In the weeks to come, I will continue to monitor any proposal put forward that responsibly deals with the current financial emergency. As the debate in Congress continues, I feel it is important for the people of Oklahoma to have answers to some common questions about the plan:

Q: Does the plan write a check to the Treasury Secretary for $700 billion of taxpayer money?

A: No. The plan would make $250 billion available to the Treasury Department, with strict requirements set by Congress for how the money can be used. The President could then seek more funds for the rescue program as needed. However, any such request would have required additional review and approval of Congress.

Q: Is the plan transparent and include oversight to prevent future corruption and bad decision-making?

A: Yes. The package creates a strong independent oversight board that could veto the Treasury Secretary's decisions. Members of the board would be appointed by both Democrats and Republicans.

Included in the package is a requirement for a non-partisan watchdog agency to conduct regular audits of the program to prevent waste, fraud, and abuse. Also included is a newly appointed independent Inspector General that would closely scrutinize the purchase and management of what the government buys.

Q: Does the rescue plan provide CEOs with "golden parachutes"?

A: Absolutely Not. One of the cornerstones of the plan is strict limitations on compensation for executives whose firms receive federal money.

Q: Does the plan include protections for the American people, provide insurance for taxpayers, and allow them to share in any financial gains from the program?

A: Yes. If the American people incurred losses, Wall Street would be responsible for repaying every dime. It also gives taxpayers a share of any profits, and put taxpayers first-in-line to recover money if a company fails. It requires the President five years from now to submit a plan to ensure taxpayers had been repaid in full - with Wall Street making up the difference. These measures guarantee security and financial reimbursement to the American people.

Q: How would this program benefit everyday Oklahomans?

A: The major reason for the financial rescue plan is to insure that our banking system remains intact. If the American banking system were to collapse, car loans, student loans, home mortgages, home equity loans, and business expansion would come to a halt. If business transactions were to be hindered, payroll and benefit payments would be impossible to make. Private sector job growth would disappear and Oklahoma families would be put in serious financial risk.

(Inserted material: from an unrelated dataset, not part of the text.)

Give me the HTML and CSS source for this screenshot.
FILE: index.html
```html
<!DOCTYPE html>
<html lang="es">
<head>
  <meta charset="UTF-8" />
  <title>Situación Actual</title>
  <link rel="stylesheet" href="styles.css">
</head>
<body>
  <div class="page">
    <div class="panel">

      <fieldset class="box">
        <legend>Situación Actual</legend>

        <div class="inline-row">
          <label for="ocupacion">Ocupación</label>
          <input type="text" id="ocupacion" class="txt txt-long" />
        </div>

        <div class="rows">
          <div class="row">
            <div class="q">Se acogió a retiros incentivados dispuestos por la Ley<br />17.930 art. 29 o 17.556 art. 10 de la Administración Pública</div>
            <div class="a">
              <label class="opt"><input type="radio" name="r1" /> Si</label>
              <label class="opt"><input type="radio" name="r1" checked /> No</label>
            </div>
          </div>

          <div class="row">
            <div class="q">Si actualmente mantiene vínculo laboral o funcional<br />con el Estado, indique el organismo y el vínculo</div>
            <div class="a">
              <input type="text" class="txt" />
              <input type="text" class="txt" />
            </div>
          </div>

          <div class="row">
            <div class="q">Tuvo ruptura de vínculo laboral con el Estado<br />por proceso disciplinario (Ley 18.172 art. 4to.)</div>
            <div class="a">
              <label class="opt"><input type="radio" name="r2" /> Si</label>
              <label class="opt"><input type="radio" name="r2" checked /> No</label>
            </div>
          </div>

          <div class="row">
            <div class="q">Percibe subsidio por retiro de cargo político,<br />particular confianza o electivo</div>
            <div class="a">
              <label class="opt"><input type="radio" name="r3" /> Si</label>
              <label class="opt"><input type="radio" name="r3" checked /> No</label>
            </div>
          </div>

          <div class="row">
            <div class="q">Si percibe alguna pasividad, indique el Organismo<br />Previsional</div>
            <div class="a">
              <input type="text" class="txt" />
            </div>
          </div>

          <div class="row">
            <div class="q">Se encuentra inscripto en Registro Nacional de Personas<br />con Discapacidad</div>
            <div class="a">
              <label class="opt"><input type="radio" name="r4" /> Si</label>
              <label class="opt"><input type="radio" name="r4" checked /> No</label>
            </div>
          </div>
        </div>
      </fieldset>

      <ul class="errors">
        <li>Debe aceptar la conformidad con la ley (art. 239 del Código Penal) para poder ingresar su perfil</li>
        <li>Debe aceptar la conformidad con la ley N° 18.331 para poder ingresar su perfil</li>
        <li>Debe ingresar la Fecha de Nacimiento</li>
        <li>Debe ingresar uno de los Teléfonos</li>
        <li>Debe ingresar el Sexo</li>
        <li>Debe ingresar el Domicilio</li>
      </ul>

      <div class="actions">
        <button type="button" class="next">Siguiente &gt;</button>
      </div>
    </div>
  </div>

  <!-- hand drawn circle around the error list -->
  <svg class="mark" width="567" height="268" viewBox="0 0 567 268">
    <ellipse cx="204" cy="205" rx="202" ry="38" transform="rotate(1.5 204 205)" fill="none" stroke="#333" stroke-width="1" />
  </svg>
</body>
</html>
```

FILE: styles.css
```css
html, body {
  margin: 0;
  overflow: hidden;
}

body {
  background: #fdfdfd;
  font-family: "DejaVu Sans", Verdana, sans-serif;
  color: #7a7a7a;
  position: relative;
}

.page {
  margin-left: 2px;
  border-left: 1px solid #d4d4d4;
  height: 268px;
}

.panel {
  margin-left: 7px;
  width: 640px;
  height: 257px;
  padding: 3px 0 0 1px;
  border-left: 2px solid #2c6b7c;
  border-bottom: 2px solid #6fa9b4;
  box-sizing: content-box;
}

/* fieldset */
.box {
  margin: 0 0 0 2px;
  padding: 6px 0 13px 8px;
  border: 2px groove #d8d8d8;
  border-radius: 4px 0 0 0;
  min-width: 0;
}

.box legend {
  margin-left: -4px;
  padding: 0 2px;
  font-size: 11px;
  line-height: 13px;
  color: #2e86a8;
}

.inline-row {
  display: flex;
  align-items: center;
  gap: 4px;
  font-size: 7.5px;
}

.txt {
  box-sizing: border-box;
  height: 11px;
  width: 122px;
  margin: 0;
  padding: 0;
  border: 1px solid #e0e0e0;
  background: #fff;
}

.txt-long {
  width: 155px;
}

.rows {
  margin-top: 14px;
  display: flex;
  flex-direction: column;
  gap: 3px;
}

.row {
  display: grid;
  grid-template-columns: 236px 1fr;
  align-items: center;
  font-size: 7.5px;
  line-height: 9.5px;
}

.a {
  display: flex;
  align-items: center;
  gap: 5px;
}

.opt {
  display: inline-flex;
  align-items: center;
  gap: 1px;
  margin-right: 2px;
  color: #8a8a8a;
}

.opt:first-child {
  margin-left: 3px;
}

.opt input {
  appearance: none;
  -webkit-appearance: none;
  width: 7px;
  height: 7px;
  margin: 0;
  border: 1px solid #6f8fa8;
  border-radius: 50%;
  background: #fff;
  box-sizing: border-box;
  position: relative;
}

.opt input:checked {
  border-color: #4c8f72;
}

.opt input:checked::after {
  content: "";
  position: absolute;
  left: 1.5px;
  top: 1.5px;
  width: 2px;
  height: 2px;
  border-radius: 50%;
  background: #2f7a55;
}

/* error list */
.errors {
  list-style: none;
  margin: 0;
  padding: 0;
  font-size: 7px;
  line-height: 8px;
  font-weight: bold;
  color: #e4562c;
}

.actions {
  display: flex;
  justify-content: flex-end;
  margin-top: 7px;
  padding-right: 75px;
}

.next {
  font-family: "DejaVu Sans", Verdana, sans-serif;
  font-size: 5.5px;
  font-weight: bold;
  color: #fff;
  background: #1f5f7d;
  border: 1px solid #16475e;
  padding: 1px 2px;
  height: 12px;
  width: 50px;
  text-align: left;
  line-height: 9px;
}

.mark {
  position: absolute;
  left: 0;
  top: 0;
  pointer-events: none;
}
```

Q: How does this plan prevent additional home foreclosures and protect home owners?

A: Under the plan, the federal government would have been allowed to work with lenders of the mortgages that are purchased to restructure financial terms. These changes include lengthening repayment times and reducing principal or interest rates. By taking these measures, we could work to prevent the continued downturn in home values we see across the nation.

Q: What is in the second version of the plan that was not in the first?

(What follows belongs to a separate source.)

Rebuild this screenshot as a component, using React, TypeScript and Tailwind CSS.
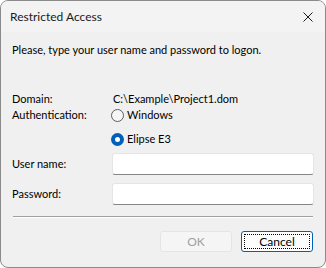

A: The newest version of the bill includes a temporary increase in the insurance limit on bank deposits to $250,000 from the current $100,000.

The second version also provides another one-year "patch" designed to prevent 22 million taxpayers from being subject to the AMT on their 2008 returns. If the AMT patch does not pass, approximately 263,000 tax returns in the Second Congressional District will create just over $6 million in new tax liability. Of the 249,000 returns claiming between $0 and $100,000 income, there will be a total of over $738,000 in new tax liability. These numbers highlight the need to prevent the AMT from affecting hard-working Oklahomans.

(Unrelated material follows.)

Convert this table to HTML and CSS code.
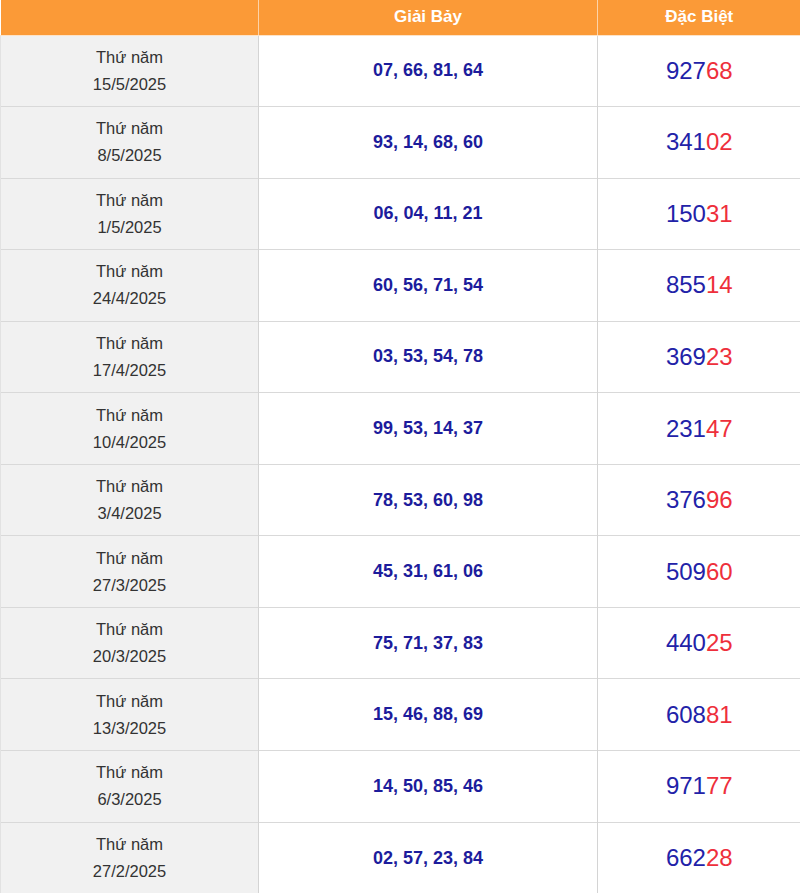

Finally, the second version also includes tax provisions such as small business tax incentives, research and development tax incentives for all businesses, incentives for the development and production of energy, the deduction of education expenses, as well as many other critical tax provisions that have been on the books for several years and must be renewed.

Q: Will this plan solve every problem currently facing our nation's economy?

A. Unfortunately No. From job loss to the rising costs of energy, health care, and education, there are many other issues that we must also address. However, with this decisive action, we could prevent this crisis from becoming the type of economic catastrophe that occurred in the 1930s. Once this disaster is averted, we could then continue to tackle the other economic issues facing hard-working Oklahomans.